Humans are social animals. They naturally enjoy, and have a need for, constant social interaction. Sure, everyone looks forward to some quiet time—time to recharge their worn-down batteries, time to take things slowly. But then, the urge to be part of a group, to socialize with friends, family and colleagues drifts back into their psyche, and they once again join other human beings in all forms of interaction, whether at work, school or just having some fun.

But what happens when someone doesn’t have the choice to be part of a social group? What happens to their mindset when they’re abruptly separated from others, and verbal or physical interaction between them and other people stops cold? The short answer: It will eventually drive them to the point of insanity. This fact, coupled with the idea that, at times, a person can’t control the situation that forces them to become secluded from others, could result in a very scary, yet very possible, scenario.

This can occur after such diverse events as a person’s boat capsizing, being trapped after a natural disaster, being held hostage by a kidnapper or predator, and even being lost in the wilderness, desert or other outdoor environment.

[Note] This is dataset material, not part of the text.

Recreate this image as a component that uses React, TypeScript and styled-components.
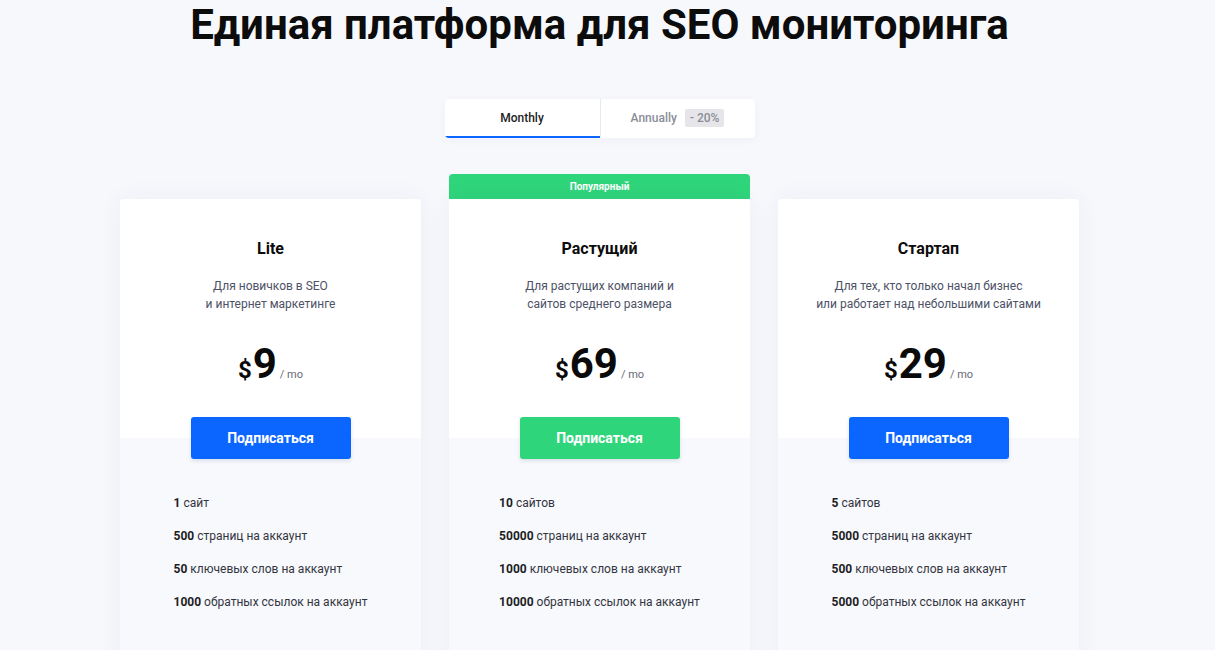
import React from "react";
import styled, { createGlobalStyle } from "styled-components";

const Global = createGlobalStyle`
  html, body { margin: 0; padding: 0; background: #f7f8fc; }
  body { font-family: Roboto, "Liberation Sans", Arial, sans-serif; -webkit-font-smoothing: antialiased; }
  * { box-sizing: border-box; }
`;

const Page = styled.div`
  width: 1199px;
  height: 650px;
  overflow: hidden;
  display: flex;
  flex-direction: column;
  align-items: center;
  & > * { flex-shrink: 0; }
`;

const Title = styled.h1`
  margin: 0;
  padding-top: 4px;
  font-size: 42px;
  line-height: 42px;
  font-weight: 700;
  color: #0c0c0c;
`;

const Toggle = styled.div`
  margin-top: 53px;
  display: flex;
  background: #fff;
  border-radius: 4px;
  box-shadow: 0 2px 10px rgba(30, 40, 90, 0.04);
  overflow: hidden;
`;

const Tab = styled.div<{ $active?: boolean }>`
  width: 155px;
  height: 39px;
  display: flex;
  align-items: center;
  justify-content: center;
  gap: 8px;
  font-size: 12px;
  font-weight: 500;
  color: ${(p) => (p.$active ? "#1d1d24" : "#8a8d96")};
  border-bottom: 2px solid ${(p) => (p.$active ? "#0a66ff" : "transparent")};
  & + & { border-left: 1px solid #e6e9f2; }
`;

const Badge = styled.span`
  background: #e6e6ea;
  color: #8a8d96;
  border-radius: 2px;
  padding: 2px 5px;
  font-size: 12px;
  font-weight: 500;
`;

const Plans = styled.div`
  margin-top: 36px;
  display: flex;
  gap: 28px;
`;

const Column = styled.div`
  width: 301px;
  display: flex;
  flex-direction: column;
`;

const Ribbon = styled.div<{ $show?: boolean }>`
  height: 25px;
  border-radius: 4px 4px 0 0;
  background: ${(p) => (p.$show ? "#2fd57b" : "transparent")};
  color: #fff;
  font-size: 10px;
  font-weight: 700;
  display: flex;
  align-items: center;
  justify-content: center;
`;

const Card = styled.div<{ $popular?: boolean }>`
  height: 480px;
  border-radius: ${(p) => (p.$popular ? "0 0 4px 4px" : "4px")};
  background: linear-gradient(to bottom, #ffffff 239px, #f8f9fd 239px);
  box-shadow: 0 0 24px rgba(40, 50, 100, 0.055);
  display: flex;
  flex-direction: column;
  align-items: center;
  padding-top: 38px;
`;

const PlanName = styled.div`
  font-size: 16px;
  line-height: 24px;
  font-weight: 700;
  color: #0c0c0c;
`;

const Desc = styled.div`
  margin-top: 16px;
  font-size: 12px;
  line-height: 18px;
  color: #4d5266;
  text-align: center;
`;

const Price = styled.div`
  margin-top: 30px;
  display: flex;
  align-items: baseline;
  color: #0a0a0a;
`;

const Currency = styled.span`
  font-size: 24px;
  font-weight: 700;
  line-height: 1;
  margin-right: 1px;
`;

const Amount = styled.span`
  font-size: 42px;
  font-weight: 700;
  line-height: 42px;
`;

const Per = styled.span`
  font-size: 11px;
  color: #666a78;
  margin-left: 3px;
`;

const Subscribe = styled.button<{ $green?: boolean }>`
  margin-top: 32px;
  width: 160px;
  height: 42px;
  border: none;
  border-radius: 3px;
  background: ${(p) => (p.$green ? "#2fd57b" : "#0a66ff")};
  color: #fff;
  font-family: inherit;
  font-size: 14px;
  font-weight: 700;
  box-shadow: 0 2px 4px rgba(20, 40, 90, 0.12);
`;

const Features = styled.ul`
  list-style: none;
  margin: 35px 0 0;
  padding: 0;
  display: flex;
  flex-direction: column;
  gap: 15px;
`;

const Feature = styled.li`
  font-size: 12px;
  line-height: 18px;
  color: #33353d;
  b { font-weight: 700; color: #1d1e24; }
`;

type Plan = {
  name: string;
  desc: string[];
  price: string;
  popular?: boolean;
  features: [string, string][];
};

const plans: Plan[] = [
  {
    name: "Lite",
    desc: ["Для новичков в SEO", "и интернет маркетинге"],
    price: "9",
    features: [
      ["1", "сайт"],
      ["500", "страниц на аккаунт"],
      ["50", "ключевых слов на аккаунт"],
      ["1000", "обратных ссылок на аккаунт"],
    ],
  },
  {
    name: "Растущий",
    desc: ["Для растущих компаний и", "сайтов среднего размера"],
    price: "69",
    popular: true,
    features: [
      ["10", "сайтов"],
      ["50000", "страниц на аккаунт"],
      ["1000", "ключевых слов на аккаунт"],
      ["10000", "обратных ссылок на аккаунт"],
    ],
  },
  {
    name: "Стартап",
    desc: ["Для тех, кто только начал бизнес", "или работает над небольшими сайтами"],
    price: "29",
    features: [
      ["5", "сайтов"],
      ["5000", "страниц на аккаунт"],
      ["500", "ключевых слов на аккаунт"],
      ["5000", "обратных ссылок на аккаунт"],
    ],
  },
];

export default function App() {
  return (
    <>
      <Global />
      <Page>
        <Title>Единая платформа для SEO мониторинга</Title>
        <Toggle>
          <Tab $active>Monthly</Tab>
          <Tab>
            Annually <Badge>- 20%</Badge>
          </Tab>
        </Toggle>
        <Plans>
          {plans.map((p) => (
            <Column key={p.name}>
              <Ribbon $show={p.popular}>{p.popular ? "Популярный" : ""}</Ribbon>
              <Card $popular={p.popular}>
                <PlanName>{p.name}</PlanName>
                <Desc>
                  {p.desc[0]}
                  <br />
                  {p.desc[1]}
                </Desc>
                <Price>
                  <Currency>$</Currency>
                  <Amount>{p.price}</Amount>
                  <Per>/ mo</Per>
                </Price>
                <Subscribe $green={p.popular}>Подписаться</Subscribe>
                <Features>
                  {p.features.map(([n, t]) => (
                    <Feature key={t}>
                      <b>{n}</b> {t}
                    </Feature>
                  ))}
                </Features>
              </Card>
            </Column>
          ))}
        </Plans>
      </Page>
    </>
  );
}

Bear in mind, however, that a person can overcome the mental deterioration caused by isolation—but only if they know what to do physically, mentally and, equally importantly, emotionally.

The Effects of Isolation

The negative effects of being isolated from other humans can manifest, surprisingly, within a short amount of time for some people. This could mean a few weeks, days or, in extreme cases, a matter of hours. People have different tolerances for being alone and, once they are exceeded, their overarching need to interact with others becomes a potential liability.

… a person can overcome the mental deterioration caused by isolation—but only if they know what to do physically, mentally and, equally importantly, emotionally.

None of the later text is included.